Myanmar’s much-anticipated election is due to take place today, Sunday 8th November. However, problems with missing ballot papers and inaccurate voter lists are confirming the long-held concerns of political opponents and advocacy groups that the poll will not be free and fair.
The election is the first since a nominally civilian government replaced military rule in 2011 and is widely considered to be a referendum on Myanmar’s reform process.
The international community has much invested in the success of election, but their investment, in both money and political will, is looking increasingly less likely to achieve the desired outcome.
According to Matthew Smith from the rights group Fortify Rights, “Many Western governments are hoping this election will be credible. But now that we know it won’t be, they should resist any temptation to rationalise or explain away the exclusion of Muslims and conflict-affected communities.”
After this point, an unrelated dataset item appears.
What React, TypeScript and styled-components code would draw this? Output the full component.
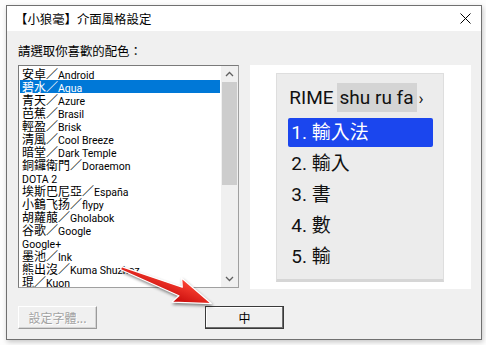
import styled, { createGlobalStyle } from "styled-components"

const GlobalStyle = createGlobalStyle`
    html, body {
        margin: 0;
        padding: 0;
        background: #fdfdfd;
        overflow: hidden;
    }
    * {
        box-sizing: border-box;
    }
`

const CJK = `"Noto Sans CJK TC", "Noto Sans CJK SC", sans-serif`
const LATIN = `Roboto, "Noto Sans", sans-serif`

const Screen = styled.div`
    position: relative;
    width: 486px;
    height: 345px;
    padding: 5px 0 0 6px;
`

const Window = styled.div`
    width: 476px;
    height: 335px;
    display: flex;
    flex-direction: column;
    background: #f0f0f0;
    border: 1px solid #707070;
    box-shadow: 1px 2px 5px rgba(0, 0, 0, 0.22);
`

const TitleBar = styled.div`
    height: 25px;
    flex-shrink: 0;
    display: flex;
    align-items: center;
    justify-content: space-between;
    background: #fff;
    padding: 0 10px 0 8px;
    font: 400 12.4px ${CJK};
    color: #000;
`

const Body = styled.div`
    flex: 1;
    display: flex;
    flex-direction: column;
    padding: 12px 10px 0 11px;
`

const Label = styled.div`
    height: 16px;
    font: 400 12.4px/16px ${CJK};
    color: #000;
`

const Main = styled.div`
    margin-top: 6px;
    display: flex;
    gap: 11px;
    height: 224px;
`

const ListBox = styled.div`
    width: 221px;
    height: 223px;
    display: flex;
    background: #fff;
    border: 1px solid #7a7a7a;
    border-right-color: #a0a0a0;
    border-bottom-color: #a0a0a0;
`

const Items = styled.div`
    flex: 1;
    overflow: hidden;
    padding: 1px 1px 0 1px;
`

const Item = styled.div<{ $selected?: boolean }>`
    height: 13px;
    line-height: 13px;
    padding-left: 2px;
    white-space: nowrap;
    color: ${(p) => (p.$selected ? "#fff" : "#000")};
    background: ${(p) => (p.$selected ? "#0078d7" : "transparent")};
`

const Zh = styled.span`
    font: 400 12px/13px ${CJK};
`

const En = styled.span`
    font: 400 10.5px/13px ${LATIN};
`

const ScrollBar = styled.div`
    width: 17px;
    display: flex;
    flex-direction: column;
    background: #f0f0f0;
`

const ScrollButton = styled.div`
    height: 16px;
    display: flex;
    align-items: center;
    justify-content: center;
`

const Track = styled.div`
    flex: 1;
    padding: 0 1px;
`

const Thumb = styled.div`
    height: 103px;
    background: #cdcdcd;
`

const Preview = styled.div`
    width: 222px;
    height: 224px;
    background: #fff;
    display: flex;
    justify-content: center;
    padding-top: 8px;
`

const CandidateBox = styled.div`
    width: 168px;
    height: 209px;
    background: #ececec;
    border: 1px solid #dedede;
    border-bottom: 3px solid #d6d6d6;
    padding: 9px 10px 0 11px;
    font: 400 19px ${LATIN};
    color: #111;
`

const Preedit = styled.div`
    height: 29px;
    display: flex;
    align-items: center;
    white-space: nowrap;
    padding-left: 1px;
`

const Highlight = styled.span`
    margin-left: 3px;
    padding: 0 3px;
    height: 29px;
    line-height: 29px;
    background: #d4d4d4;
`

const Caret = styled.span`
    margin-left: 2px;
    font-size: 17px;
`

const Candidates = styled.div`
    margin-top: 6px;
    display: flex;
    flex-direction: column;
    gap: 2px;
`

const Candidate = styled.div<{ $active?: boolean }>`
    height: 29px;
    line-height: 29px;
    padding-left: 3px;
    border-radius: 2px;
    white-space: nowrap;
    font-family: Roboto, "Noto Sans CJK TC", sans-serif;
    color: ${(p) => (p.$active ? "#fff" : "#111")};
    background: ${(p) => (p.$active ? "#1b46ee" : "transparent")};
`

const Buttons = styled.div`
    margin-top: 17px;
    display: flex;
    gap: 108px;
`

const Button = styled.div<{ $disabled?: boolean; $default?: boolean }>`
    width: 79px;
    height: 23px;
    display: flex;
    align-items: center;
    justify-content: center;
    font: 400 12px ${CJK};
    background: #f0f0f0;
    color: ${(p) => (p.$disabled ? "#a2a2a2" : "#000")};
    text-shadow: ${(p) => (p.$disabled ? "1px 1px 0 #fff" : "none")};
    border: 1px solid;
    border-color: ${(p) =>
        p.$default ? "#3a3a3a" : "#ffffff #9a9a9a #9a9a9a #ffffff"};
    box-shadow: ${(p) =>
        p.$default
            ? "inset -1px -1px 0 #6e6e6e, inset 1px 1px 0 #fff"
            : "inset -1px -1px 0 #d4d4d4"};
`

const ArrowLayer = styled.svg`
    position: absolute;
    left: 0;
    top: 0;
    pointer-events: none;
    filter: drop-shadow(1px 2px 1.5px rgba(0, 0, 0, 0.45));
`

const schemes: [string, string][] = [
    ["安卓／", "Android"],
    ["碧水／", "Aqua"],
    ["青天／", "Azure"],
    ["芭蕉／", "Brasil"],
    ["輕盈／", "Brisk"],
    ["清風／", "Cool Breeze"],
    ["暗堂／", "Dark Temple"],
    ["銅鑼衛門／", "Doraemon"],
    ["", "DOTA 2"],
    ["埃斯巴尼亞／", "España"],
    ["小鶴飞扬／", "flypy"],
    ["胡蘿菔／", "Gholabok"],
    ["谷歌／", "Google"],
    ["", "Google+"],
    ["墨池／", "Ink"],
    ["熊出沒／", "Kuma Shuzhoz"],
    ["琨／", "Kuon"],
]

const candidates = ["輸入法", "輸入", "書", "數", "輸"]

function Chevron({ up }: { up?: boolean }) {
    return (
        <svg width="9" height="6" viewBox="0 0 9 6">
            <path
                d={up ? "M1 5 L4.5 1.5 L8 5" : "M1 1 L4.5 4.5 L8 1"}
                fill="none"
                stroke="#606060"
                strokeWidth="1.3"
            />
        </svg>
    )
}

export default function App() {
    return (
        <Screen>
            <GlobalStyle />
            <Window>
                <TitleBar>
                    <span>【小狼毫】介面風格設定</span>
                    <svg width="11" height="11" viewBox="0 0 11 11">
                        <path d="M0.5 0.5 L10.5 10.5 M10.5 0.5 L0.5 10.5" stroke="#000" strokeWidth="1" />
                    </svg>
                </TitleBar>
                <Body>
                    <Label>請選取你喜歡的配色：</Label>
                    <Main>
                        <ListBox>
                            <Items>
                                {schemes.map(([zh, en], i) => (
                                    <Item key={en} $selected={i === 1}>
                                        {zh && <Zh>{zh}</Zh>}
                                        <En>{en}</En>
                                    </Item>
                                ))}
                            </Items>
                            <ScrollBar>
                                <ScrollButton>
                                    <Chevron up />
                                </ScrollButton>
                                <Track>
                                    <Thumb />
                                </Track>
                                <ScrollButton>
                                    <Chevron />
                                </ScrollButton>
                            </ScrollBar>
                        </ListBox>
                        <Preview>
                            <CandidateBox>
                                <Preedit>
                                    RIME<Highlight>shu ru fa</Highlight>
                                    <Caret>›</Caret>
                                </Preedit>
                                <Candidates>
                                    {candidates.map((c, i) => (
                                        <Candidate key={c} $active={i === 0}>
                                            {i + 1}. {c}
                                        </Candidate>
                                    ))}
                                </Candidates>
                            </CandidateBox>
                        </Preview>
                    </Main>
                    <Buttons>
                        <Button $disabled>設定字體...</Button>
                        <Button $default>中</Button>
                    </Buttons>
                </Body>
            </Window>
            <ArrowLayer width="486" height="345" viewBox="0 0 486 345">
                <defs>
                    <linearGradient id="arrowFill" x1="0" y1="0" x2="0" y2="1">
                        <stop offset="0" stopColor="#ff4636" />
                        <stop offset="1" stopColor="#c40808" />
                    </linearGradient>
                </defs>
                <g transform="translate(121 268) rotate(21.5)">
                    <polygon
                        points="0,-1.6 64,-4.6 60,-13 97,0 60,13 64,4.6 0,1.6"
                        fill="url(#arrowFill)"
                        stroke="#fff"
                        strokeWidth="1.3"
                        strokeLinejoin="round"
                    />
                </g>
            </ArrowLayer>
        </Screen>
    )
}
The Rohingya Muslim minority has been barred from voting, alongside other minority groups, in a controversial move that marks them as non-citizens and, as such, takes away their eligibility to vote.
In a news conference in Yangon on Thursday, Aung San Suu Kyi addressed her fears that the election, and its result, could be manipulated by the ruling party. Whilst her opposition party, the National League for Democracy, is expected to make significant gains in the polls, they will need a strong result to gain any power.
In addition, under the current constitution, Suu Kyi is ineligible to lead the country, regardless of what happens in the election. Her path to the presidency has been blocked by a law that makes her foreign passport-holding children a barrier to holding office.
Ongoing controversy over voter lists, the growing strength of Buddhist Nationalism and the huge number of disenfranchised voters all work together to put the credibility of the election result in serious doubt.
- Pray for Myanmar, for the elections being held today, that they will be as free and fair as possible, for peace on the streets and an acceptance of the result from all parties.
- Pray that political parties will work together for the good of the country, not just their own power and gain.
- Pray for the government to recognise the Rohingya Muslims as citizens of Myanmar, and, as such, reinstate their rights, not only to vote, but to education ,medical care and employment.
- Pray for the spread of the gospel in Myanmar, for the Church to grow, and many to come to know Christ in this needy nation.
1 Timothy 2 vs 1 – 2: “First of all, then, I urge that supplications, prayers, intercessions, and thanksgivings should be made for everyone, for kings and all who are in high positions, so that we may lead a quiet and peaceable life in all godliness and dignity.